Problem description | Extract word for word the lines of the listing from its start to the line holding "['pull', 'non-contact', 'newtons', 'contact', 'push']", both ends kept; pictures are not part of the copy.

>> START Information shown

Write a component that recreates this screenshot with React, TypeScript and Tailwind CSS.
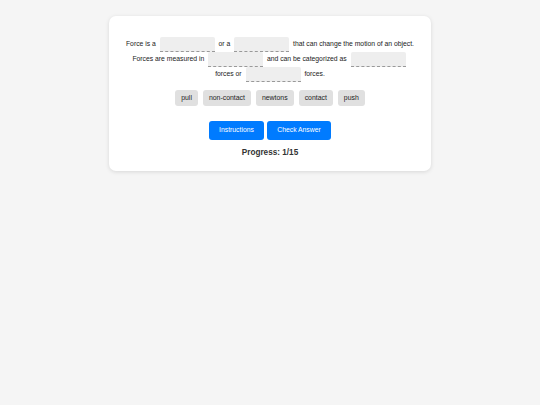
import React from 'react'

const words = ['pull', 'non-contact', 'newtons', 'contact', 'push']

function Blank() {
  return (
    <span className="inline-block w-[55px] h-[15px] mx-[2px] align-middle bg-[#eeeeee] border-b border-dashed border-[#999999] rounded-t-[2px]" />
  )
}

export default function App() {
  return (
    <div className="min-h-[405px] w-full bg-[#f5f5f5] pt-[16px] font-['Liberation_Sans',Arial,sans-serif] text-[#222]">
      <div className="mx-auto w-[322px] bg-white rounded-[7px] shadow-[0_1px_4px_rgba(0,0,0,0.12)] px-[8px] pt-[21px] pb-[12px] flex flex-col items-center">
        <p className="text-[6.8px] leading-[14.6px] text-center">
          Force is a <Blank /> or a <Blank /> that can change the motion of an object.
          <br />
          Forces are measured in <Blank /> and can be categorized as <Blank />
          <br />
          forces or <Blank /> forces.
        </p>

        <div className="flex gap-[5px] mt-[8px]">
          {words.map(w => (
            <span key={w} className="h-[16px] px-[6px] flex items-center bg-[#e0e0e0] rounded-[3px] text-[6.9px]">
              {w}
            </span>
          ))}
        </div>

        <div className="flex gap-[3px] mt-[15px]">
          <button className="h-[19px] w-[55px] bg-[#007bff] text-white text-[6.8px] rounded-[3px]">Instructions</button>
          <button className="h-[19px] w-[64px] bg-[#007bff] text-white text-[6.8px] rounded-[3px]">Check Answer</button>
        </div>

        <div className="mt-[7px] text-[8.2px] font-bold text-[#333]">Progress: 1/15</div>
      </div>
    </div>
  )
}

>> END Information shown

Right answer |
Write a component that recreates this screenshot with React, TypeScript and Tailwind CSS.
import React from 'react'

const words = ['pull', 'non-contact', 'newtons', 'contact', 'push']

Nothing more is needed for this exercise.